Dear Readers,
Please accept this apology for having written so frequently about my wife in the 52 days since she died.
Yesterday would have been Diane’s 70th birthday. And it was the morning of the yearly ALS Walkathon in Ventura, which we participated in last year.
It was a warm, sunny Sunday morning by the ocean, conditions reflective of our optimism. While we were not going to beat the incurable disease, we were going to whack it every day with a baseball bat, laugh at it and live as normally as we could –going places until Diane’s wheelchair begged us to slow down.
She was only six months into her diagnosis. On the first Sunday in October, we believed we could squeeze a longer-than-normal lifespan out of this ugly, randomly striking motor neuron disease.
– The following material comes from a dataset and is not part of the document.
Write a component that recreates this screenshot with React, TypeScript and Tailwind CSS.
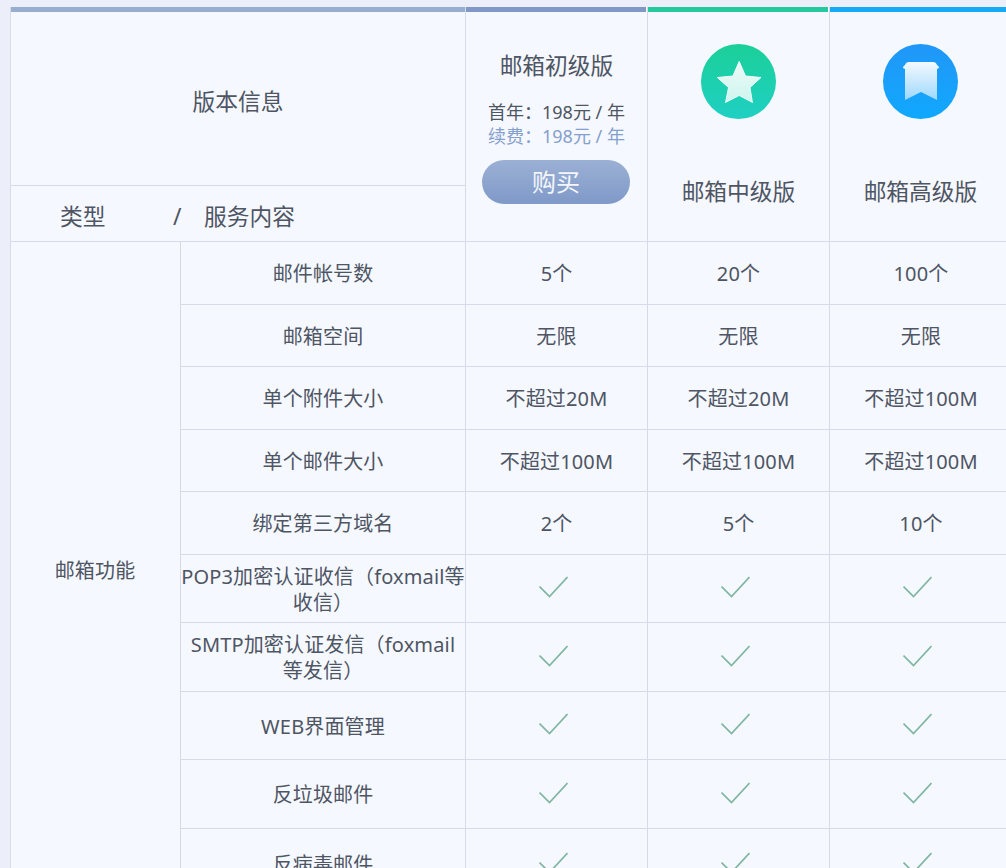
import React from "react";

const font = "font-['Noto_Sans','Noto_Sans_CJK_SC',sans-serif]";
const line = "border-[#d5dbe8]";

function Check() {
  return (
    <svg className="mr-[7px] mb-[3px]" width="29" height="22" viewBox="0 0 29 22" fill="none">
      <path d="M0.5 10.5 L10.5 20.5 L28.5 1" stroke="#7fb69f" strokeWidth="1.7" />
    </svg>
  );
}

function Star() {
  return (
    <div className="w-[75px] h-[75px] rounded-full bg-gradient-to-b from-[#1ccf98] to-[#1fd0c3] flex items-center justify-center">
      <svg width="46" height="44" viewBox="-0.5 -0.5 46 44">
        <defs>
          <linearGradient id="st" x1="0" y1="0" x2="0" y2="1">
            <stop offset="0" stopColor="#ffffff" stopOpacity="0.92" />
            <stop offset="1" stopColor="#ffffff" stopOpacity="0.78" />
          </linearGradient>
        </defs>
        <path d="M22.7 1 L29 15.5 L44.5 17 L33.5 27 L36 42 L22.7 35 L9 42 L12 27 L0.8 17 L16.4 15.5 Z" fill="url(#st)" stroke="url(#st)" strokeWidth="1" strokeLinejoin="round" />
      </svg>
    </div>
  );
}

function Bookmark() {
  return (
    <div className="w-[75px] h-[75px] rounded-full bg-gradient-to-b from-[#2097f8] to-[#0fa8fe] flex items-center justify-center">
      <svg width="38" height="39" viewBox="0 0 38 39">
        <defs>
          <linearGradient id="bm" x1="0" y1="0" x2="0" y2="1">
            <stop offset="0" stopColor="#ffffff" stopOpacity="0.95" />
            <stop offset="1" stopColor="#ffffff" stopOpacity="0.58" />
          </linearGradient>
        </defs>
        <path d="M7 0 H31 Q34 0 35 3 Q37 4 37 6 L35 7 V38 L19 30 L3 38 V7 L1 6 Q1 4 3 3 Q4 0 7 0 Z" fill="url(#bm)" />
      </svg>
    </div>
  );
}

const rows: { name: React.ReactNode; h: string; vals: (string | null)[] }[] = [
  { name: "邮件帐号数", h: "h-[62px]", vals: ["5个", "20个", "100个"] },
  { name: "邮箱空间", h: "h-[62px]", vals: ["无限", "无限", "无限"] },
  { name: "单个附件大小", h: "h-[63px]", vals: ["不超过20M", "不超过20M", "不超过100M"] },
  { name: "单个邮件大小", h: "h-[62px]", vals: ["不超过100M", "不超过100M", "不超过100M"] },
  { name: "绑定第三方域名", h: "h-[63px]", vals: ["2个", "5个", "10个"] },
  { name: <>POP3加密认证收信（foxmail等<br />收信）</>, h: "h-[68px]", vals: [null, null, null] },
  { name: <>SMTP加密认证发信（foxmail<br />等发信）</>, h: "h-[69px]", vals: [null, null, null] },
  { name: "WEB界面管理", h: "h-[68px]", vals: [null, null, null] },
  { name: "反垃圾邮件", h: "h-[69px]", vals: [null, null, null] },
  { name: "反病毒邮件", h: "h-[71px]", vals: [null, null, null] },
];

export default function App() {
  return (
    <div className={`w-[1006px] h-[868px] overflow-hidden bg-[#eceffa] pt-[7px] pl-[10px] text-[20px] leading-[26px] text-[#4e5563] ${font}`}>
      <div className={`w-[1030px] bg-[#f5f8ff] border-l ${line}`}>
        {/* Header */}
        <div className="flex h-[234px]">
          <div className={`w-[455px] shrink-0 border-r ${line} flex flex-col`}>
            <div className="h-[5px] bg-[#98aed0]" />
            <div className={`h-[174px] border-b ${line} flex items-center justify-center pt-[6px] text-[22.75px]`}>版本信息</div>
            <div className="flex-1 flex items-center text-[22.75px] pl-[49px] pt-[6px]">
              <span className="w-[113px]">类型</span>
              <span className="w-[31px]">/</span>
              <span>服务内容</span>
            </div>
          </div>
          <div className={`w-[182px] shrink-0 border-r ${line} flex flex-col items-center`}>
            <div className="h-[5px] self-stretch bg-[#8098c6] mr-[1px]" />
            <div className="mt-[39px] text-[22.75px] leading-[30px]">邮箱初级版</div>
            <div className="mt-[19px] leading-[24px] text-[18px] whitespace-nowrap">首年：198元 / 年</div>
            <div className="leading-[24px] text-[18px] text-[#85a0cc] whitespace-nowrap">续费：198元 / 年</div>
            <div className="mt-[12px] mr-[1px] w-[148px] h-[44px] rounded-full bg-gradient-to-b from-[#9bb0d4] to-[#7f99c8] text-white/90 text-[24px] flex items-center justify-center">购买</div>
          </div>
          <div className={`w-[182px] shrink-0 border-r ${line} flex flex-col items-center`}>
            <div className="h-[5px] self-stretch bg-[#25c79d] mr-[1px]" />
            <div className="mt-[32px]"><Star /></div>
            <div className="mt-[58px] text-[22.75px] leading-[30px]">邮箱中级版</div>
          </div>
          <div className="w-[182px] shrink-0 flex flex-col items-center pr-[1px]">
            <div className="h-[5px] self-stretch bg-[#16a9f5]" />
            <div className="mt-[32px]"><Bookmark /></div>
            <div className="mt-[58px] text-[22.75px] leading-[30px]">邮箱高级版</div>
          </div>
        </div>
        {/* Body */}
        <div className={`flex border-t ${line} tracking-[0.15px]`}>
          <div className={`w-[170px] shrink-0 border-r ${line} flex items-center justify-center pr-[1px] pt-[1px]`}>邮箱功能</div>
          <div className="flex-1">
            {rows.map((r, i) => (
              <div key={i} className={`flex ${r.h} ${i ? `border-t ${line}` : ""}`}>
                <div className={`w-[285px] shrink-0 border-r ${line} flex items-center justify-center text-center pt-[2px] whitespace-nowrap`}>{r.name}</div>
                {r.vals.map((v, j) => (
                  <div key={j} className={`w-[182px] shrink-0 flex items-center justify-center whitespace-nowrap ${v ? "pt-[2px]" : ""} ${j < 2 ? `border-r ${line}` : ""}`}>
                    {v ?? <Check />}
                  </div>
                ))}
              </div>
            ))}
          </div>
        </div>
      </div>
    </div>
  );
}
I remember Diane’s vivid smile when coworkers from her office at the VA joined us as we toured the higgly-piggly course along the beach, through a commercial neighborhood, and back into a park setting.
Diane would work three more months as a beloved nurse practitioner at the VA, increasingly using a walker. Multiple veterans who were her patients proposed marriage to her. Her colleagues adored her.
The incontrovertible evidence:
Not only did they stream into our home in Diane’s final days, colleagues whom I knew only by name have become regulars – by calling, texting, emailing, visiting — in my life.
This past Friday, two uncommonly kind, insightful, imaginative VA physicians, Dr. B. and Dr. T., invited me to a 100-minute private session at the Federal Building where I consumed most of the oxygen recalling a litany of the golden values that Diane embodied.
We talked about the private Diane and the professional Diane, and it felt good to talk in front of people who were so extraordinarily fond of her. They will contribute chapters in a proposed memoir.
To my embarrassment, I still am not certain whether the main purpose of Dr. T. and Dr. B. was to boost my wheezing feelings or to create a public VA memorial in Diane’s name.
They achieved the first purpose, intentionally or otherwise.
Happy Birthday
The remarkably devoted Kate, Diane’s nonpareil caretaker from her forced retirement until her death, will take flowers to Diane’s grave today in Westlake Village.
Margaret, possibly Diane’s best VA friend, a steadying presence the past 52 days, will bring by flowers when I return home in mid-week, a welcome whiff of the aroma that was uniquely Diane.